● PROBLEM STATEMENT
Write out the data below exactly as given, without any of its pictures.
┌──
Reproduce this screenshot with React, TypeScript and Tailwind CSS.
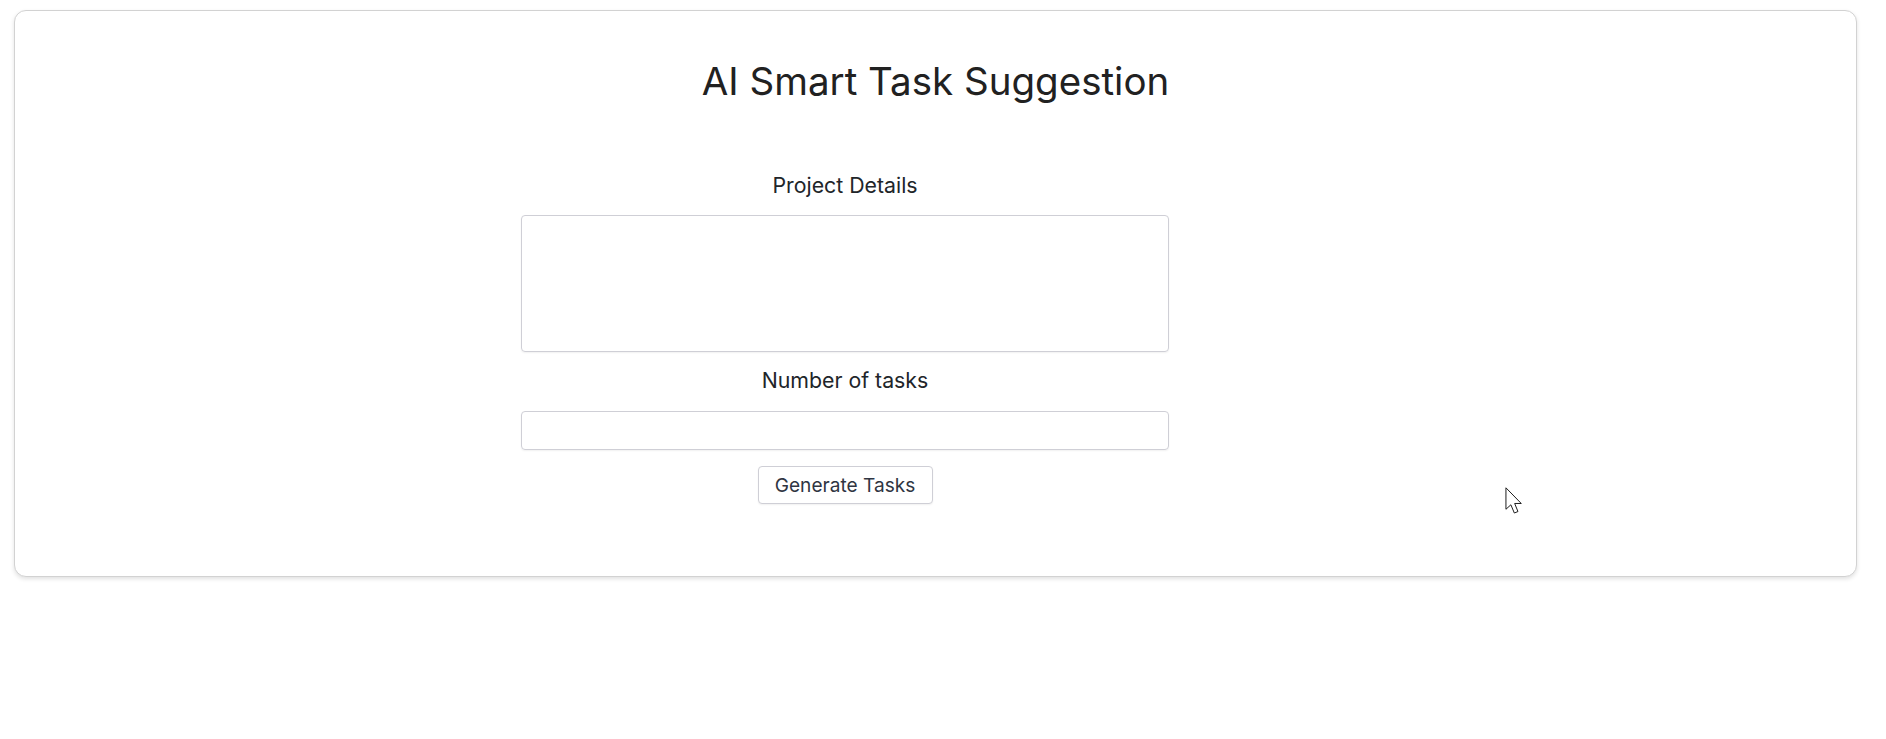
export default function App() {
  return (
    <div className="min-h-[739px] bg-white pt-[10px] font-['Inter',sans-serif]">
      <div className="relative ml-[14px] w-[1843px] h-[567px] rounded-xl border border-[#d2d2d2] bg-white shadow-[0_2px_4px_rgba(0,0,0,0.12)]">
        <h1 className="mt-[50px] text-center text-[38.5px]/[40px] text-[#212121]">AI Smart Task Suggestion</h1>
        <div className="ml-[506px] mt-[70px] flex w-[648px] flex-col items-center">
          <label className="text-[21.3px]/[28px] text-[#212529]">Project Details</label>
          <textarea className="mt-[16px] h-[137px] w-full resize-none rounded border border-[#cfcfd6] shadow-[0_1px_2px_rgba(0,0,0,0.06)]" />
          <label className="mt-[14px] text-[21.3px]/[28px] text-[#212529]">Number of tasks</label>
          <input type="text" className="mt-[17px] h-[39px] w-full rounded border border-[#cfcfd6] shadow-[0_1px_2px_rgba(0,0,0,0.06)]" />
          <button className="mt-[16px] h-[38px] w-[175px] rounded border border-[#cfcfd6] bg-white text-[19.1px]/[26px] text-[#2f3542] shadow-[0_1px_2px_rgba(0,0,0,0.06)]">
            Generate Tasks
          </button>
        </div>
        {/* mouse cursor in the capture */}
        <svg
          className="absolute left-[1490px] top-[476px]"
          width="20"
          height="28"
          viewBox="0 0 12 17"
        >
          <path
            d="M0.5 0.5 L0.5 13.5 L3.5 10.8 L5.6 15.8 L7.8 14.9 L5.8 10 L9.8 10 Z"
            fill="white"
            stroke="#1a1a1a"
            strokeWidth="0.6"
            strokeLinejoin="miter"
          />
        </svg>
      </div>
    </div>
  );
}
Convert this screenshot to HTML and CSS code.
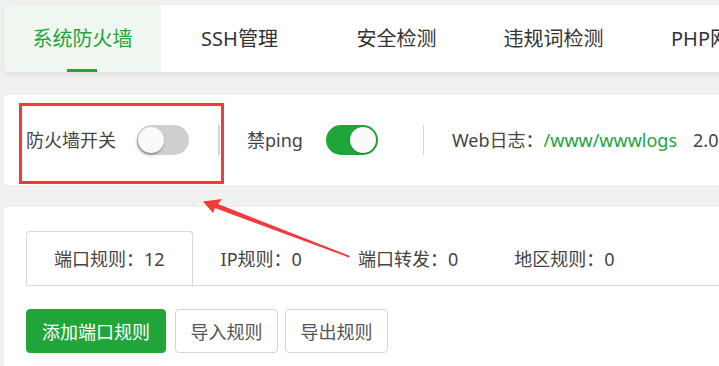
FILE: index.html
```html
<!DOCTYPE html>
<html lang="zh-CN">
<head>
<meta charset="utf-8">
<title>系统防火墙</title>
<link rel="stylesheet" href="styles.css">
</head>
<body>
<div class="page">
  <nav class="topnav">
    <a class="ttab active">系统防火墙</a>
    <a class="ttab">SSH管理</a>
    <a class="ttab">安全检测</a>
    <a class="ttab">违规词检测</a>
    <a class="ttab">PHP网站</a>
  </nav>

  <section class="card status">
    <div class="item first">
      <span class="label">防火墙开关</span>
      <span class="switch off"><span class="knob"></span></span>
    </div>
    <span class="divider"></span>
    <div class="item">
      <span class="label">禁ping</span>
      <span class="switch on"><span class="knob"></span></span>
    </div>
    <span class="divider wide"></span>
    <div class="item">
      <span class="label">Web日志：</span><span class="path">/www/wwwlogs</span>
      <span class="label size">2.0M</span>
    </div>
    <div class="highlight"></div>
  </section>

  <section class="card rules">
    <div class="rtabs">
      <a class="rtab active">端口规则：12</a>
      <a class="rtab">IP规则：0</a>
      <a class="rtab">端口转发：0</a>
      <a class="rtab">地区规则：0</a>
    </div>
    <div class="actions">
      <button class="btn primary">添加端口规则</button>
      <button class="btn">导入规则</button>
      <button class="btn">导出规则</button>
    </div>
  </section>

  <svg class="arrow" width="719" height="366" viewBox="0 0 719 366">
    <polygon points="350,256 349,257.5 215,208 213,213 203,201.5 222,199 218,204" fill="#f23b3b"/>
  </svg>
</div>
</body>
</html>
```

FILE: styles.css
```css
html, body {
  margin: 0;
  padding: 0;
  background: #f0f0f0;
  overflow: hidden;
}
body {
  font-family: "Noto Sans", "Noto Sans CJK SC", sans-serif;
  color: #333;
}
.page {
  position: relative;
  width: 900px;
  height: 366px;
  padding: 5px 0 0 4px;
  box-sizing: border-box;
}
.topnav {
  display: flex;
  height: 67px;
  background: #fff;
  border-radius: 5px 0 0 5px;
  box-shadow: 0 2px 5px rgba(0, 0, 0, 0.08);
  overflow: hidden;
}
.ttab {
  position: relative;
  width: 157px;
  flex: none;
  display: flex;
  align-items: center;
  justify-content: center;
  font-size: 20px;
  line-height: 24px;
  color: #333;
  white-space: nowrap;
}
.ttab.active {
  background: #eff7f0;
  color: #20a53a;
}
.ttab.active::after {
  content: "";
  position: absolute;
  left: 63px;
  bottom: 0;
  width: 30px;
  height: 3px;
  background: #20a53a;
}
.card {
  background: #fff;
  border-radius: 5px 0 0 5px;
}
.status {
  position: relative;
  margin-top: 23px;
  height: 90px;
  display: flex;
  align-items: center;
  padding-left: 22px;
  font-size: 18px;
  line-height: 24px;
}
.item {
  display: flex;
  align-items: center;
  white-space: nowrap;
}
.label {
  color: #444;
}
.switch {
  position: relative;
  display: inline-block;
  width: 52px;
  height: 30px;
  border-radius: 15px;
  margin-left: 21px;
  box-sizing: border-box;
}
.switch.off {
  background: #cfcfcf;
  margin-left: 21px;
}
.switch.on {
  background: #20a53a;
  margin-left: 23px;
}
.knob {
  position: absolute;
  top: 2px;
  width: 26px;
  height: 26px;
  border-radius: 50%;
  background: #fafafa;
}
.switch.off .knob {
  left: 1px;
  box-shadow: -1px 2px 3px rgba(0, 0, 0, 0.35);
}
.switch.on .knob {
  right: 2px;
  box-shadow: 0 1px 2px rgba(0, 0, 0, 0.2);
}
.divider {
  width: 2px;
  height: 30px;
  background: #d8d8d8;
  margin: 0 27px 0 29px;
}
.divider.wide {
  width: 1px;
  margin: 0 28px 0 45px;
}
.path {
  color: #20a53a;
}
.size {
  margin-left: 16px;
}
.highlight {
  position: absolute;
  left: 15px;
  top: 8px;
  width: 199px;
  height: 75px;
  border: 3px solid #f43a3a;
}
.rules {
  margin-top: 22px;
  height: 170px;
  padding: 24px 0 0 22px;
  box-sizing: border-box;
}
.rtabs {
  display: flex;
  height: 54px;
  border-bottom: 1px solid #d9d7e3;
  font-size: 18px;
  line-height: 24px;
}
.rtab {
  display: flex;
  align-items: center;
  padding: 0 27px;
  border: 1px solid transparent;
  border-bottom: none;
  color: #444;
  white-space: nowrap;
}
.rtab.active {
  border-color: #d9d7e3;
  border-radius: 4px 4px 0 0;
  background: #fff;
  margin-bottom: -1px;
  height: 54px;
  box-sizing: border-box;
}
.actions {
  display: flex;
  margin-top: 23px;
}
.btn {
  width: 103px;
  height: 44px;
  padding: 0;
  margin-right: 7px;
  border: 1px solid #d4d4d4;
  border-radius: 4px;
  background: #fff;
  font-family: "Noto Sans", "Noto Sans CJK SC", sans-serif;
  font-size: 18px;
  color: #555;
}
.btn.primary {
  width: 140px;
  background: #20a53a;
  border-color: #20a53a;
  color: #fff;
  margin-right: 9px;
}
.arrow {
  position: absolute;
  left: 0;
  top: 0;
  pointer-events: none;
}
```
└──
● FULL SOLUTION
Reproduce this screenshot with React, TypeScript and Tailwind CSS.
export default function App() {
  return (
    <div className="min-h-[739px] bg-white pt-[10px] font-['Inter',sans-serif]">
      <div className="relative ml-[14px] w-[1843px] h-[567px] rounded-xl border border-[#d2d2d2] bg-white shadow-[0_2px_4px_rgba(0,0,0,0.12)]">
        <h1 className="mt-[50px] text-center text-[38.5px]/[40px] text-[#212121]">AI Smart Task Suggestion</h1>
        <div className="ml-[506px] mt-[70px] flex w-[648px] flex-col items-center">
          <label className="text-[21.3px]/[28px] text-[#212529]">Project Details</label>
          <textarea className="mt-[16px] h-[137px] w-full resize-none rounded border border-[#cfcfd6] shadow-[0_1px_2px_rgba(0,0,0,0.06)]" />
          <label className="mt-[14px] text-[21.3px]/[28px] text-[#212529]">Number of tasks</label>
          <input type="text" className="mt-[17px] h-[39px] w-full rounded border border-[#cfcfd6] shadow-[0_1px_2px_rgba(0,0,0,0.06)]" />
          <button className="mt-[16px] h-[38px] w-[175px] rounded border border-[#cfcfd6] bg-white text-[19.1px]/[26px] text-[#2f3542] shadow-[0_1px_2px_rgba(0,0,0,0.06)]">
            Generate Tasks
          </button>
        </div>
        {/* mouse cursor in the capture */}
        <svg
          className="absolute left-[1490px] top-[476px]"
          width="20"
          height="28"
          viewBox="0 0 12 17"
        >
          <path
            d="M0.5 0.5 L0.5 13.5 L3.5 10.8 L5.6 15.8 L7.8 14.9 L5.8 10 L9.8 10 Z"
            fill="white"
            stroke="#1a1a1a"
            strokeWidth="0.6"
            strokeLinejoin="miter"
          />
        </svg>
      </div>
    </div>
  );
}
Convert this screenshot to HTML and CSS code.
FILE: index.html
```html
<!DOCTYPE html>
<html lang="zh-CN">
<head>
<meta charset="utf-8">
<title>系统防火墙</title>
<link rel="stylesheet" href="styles.css">
</head>
<body>
<div class="page">
  <nav class="topnav">
    <a class="ttab active">系统防火墙</a>
    <a class="ttab">SSH管理</a>
    <a class="ttab">安全检测</a>
    <a class="ttab">违规词检测</a>
    <a class="ttab">PHP网站</a>
  </nav>

  <section class="card status">
    <div class="item first">
      <span class="label">防火墙开关</span>
      <span class="switch off"><span class="knob"></span></span>
    </div>
    <span class="divider"></span>
    <div class="item">
      <span class="label">禁ping</span>
      <span class="switch on"><span class="knob"></span></span>
    </div>
    <span class="divider wide"></span>
    <div class="item">
      <span class="label">Web日志：</span><span class="path">/www/wwwlogs</span>
      <span class="label size">2.0M</span>
    </div>
    <div class="highlight"></div>
  </section>

  <section class="card rules">
    <div class="rtabs">
      <a class="rtab active">端口规则：12</a>
      <a class="rtab">IP规则：0</a>
      <a class="rtab">端口转发：0</a>
      <a class="rtab">地区规则：0</a>
    </div>
    <div class="actions">
      <button class="btn primary">添加端口规则</button>
      <button class="btn">导入规则</button>
      <button class="btn">导出规则</button>
    </div>
  </section>

  <svg class="arrow" width="719" height="366" viewBox="0 0 719 366">
    <polygon points="350,256 349,257.5 215,208 213,213 203,201.5 222,199 218,204" fill="#f23b3b"/>
  </svg>
</div>
</body>
</html>
```

FILE: styles.css
```css
html, body {
  margin: 0;
  padding: 0;
  background: #f0f0f0;
  overflow: hidden;
}
body {
  font-family: "Noto Sans", "Noto Sans CJK SC", sans-serif;
  color: #333;
}
.page {
  position: relative;
  width: 900px;
  height: 366px;
  padding: 5px 0 0 4px;
  box-sizing: border-box;
}
.topnav {
  display: flex;
  height: 67px;
  background: #fff;
  border-radius: 5px 0 0 5px;
  box-shadow: 0 2px 5px rgba(0, 0, 0, 0.08);
  overflow: hidden;
}
.ttab {
  position: relative;
  width: 157px;
  flex: none;
  display: flex;
  align-items: center;
  justify-content: center;
  font-size: 20px;
  line-height: 24px;
  color: #333;
  white-space: nowrap;
}
.ttab.active {
  background: #eff7f0;
  color: #20a53a;
}
.ttab.active::after {
  content: "";
  position: absolute;
  left: 63px;
  bottom: 0;
  width: 30px;
  height: 3px;
  background: #20a53a;
}
.card {
  background: #fff;
  border-radius: 5px 0 0 5px;
}
.status {
  position: relative;
  margin-top: 23px;
  height: 90px;
  display: flex;
  align-items: center;
  padding-left: 22px;
  font-size: 18px;
  line-height: 24px;
}
.item {
  display: flex;
  align-items: center;
  white-space: nowrap;
}
.label {
  color: #444;
}
.switch {
  position: relative;
  display: inline-block;
  width: 52px;
  height: 30px;
  border-radius: 15px;
  margin-left: 21px;
  box-sizing: border-box;
}
.switch.off {
  background: #cfcfcf;
  margin-left: 21px;
}
.switch.on {
  background: #20a53a;
  margin-left: 23px;
}
.knob {
  position: absolute;
  top: 2px;
  width: 26px;
  height: 26px;
  border-radius: 50%;
  background: #fafafa;
}
.switch.off .knob {
  left: 1px;
  box-shadow: -1px 2px 3px rgba(0, 0, 0, 0.35);
}
.switch.on .knob {
  right: 2px;
  box-shadow: 0 1px 2px rgba(0, 0, 0, 0.2);
}
.divider {
  width: 2px;
  height: 30px;
  background: #d8d8d8;
  margin: 0 27px 0 29px;
}
.divider.wide {
  width: 1px;
  margin: 0 28px 0 45px;
}
.path {
  color: #20a53a;
}
.size {
  margin-left: 16px;
}
.highlight {
  position: absolute;
  left: 15px;
  top: 8px;
  width: 199px;
  height: 75px;
  border: 3px solid #f43a3a;
}
.rules {
  margin-top: 22px;
  height: 170px;
  padding: 24px 0 0 22px;
  box-sizing: border-box;
}
.rtabs {
  display: flex;
  height: 54px;
  border-bottom: 1px solid #d9d7e3;
  font-size: 18px;
  line-height: 24px;
}
.rtab {
  display: flex;
  align-items: center;
  padding: 0 27px;
  border: 1px solid transparent;
  border-bottom: none;
  color: #444;
  white-space: nowrap;
}
.rtab.active {
  border-color: #d9d7e3;
  border-radius: 4px 4px 0 0;
  background: #fff;
  margin-bottom: -1px;
  height: 54px;
  box-sizing: border-box;
}
.actions {
  display: flex;
  margin-top: 23px;
}
.btn {
  width: 103px;
  height: 44px;
  padding: 0;
  margin-right: 7px;
  border: 1px solid #d4d4d4;
  border-radius: 4px;
  background: #fff;
  font-family: "Noto Sans", "Noto Sans CJK SC", sans-serif;
  font-size: 18px;
  color: #555;
}
.btn.primary {
  width: 140px;
  background: #20a53a;
  border-color: #20a53a;
  color: #fff;
  margin-right: 9px;
}
.arrow {
  position: absolute;
  left: 0;
  top: 0;
  pointer-events: none;
}
```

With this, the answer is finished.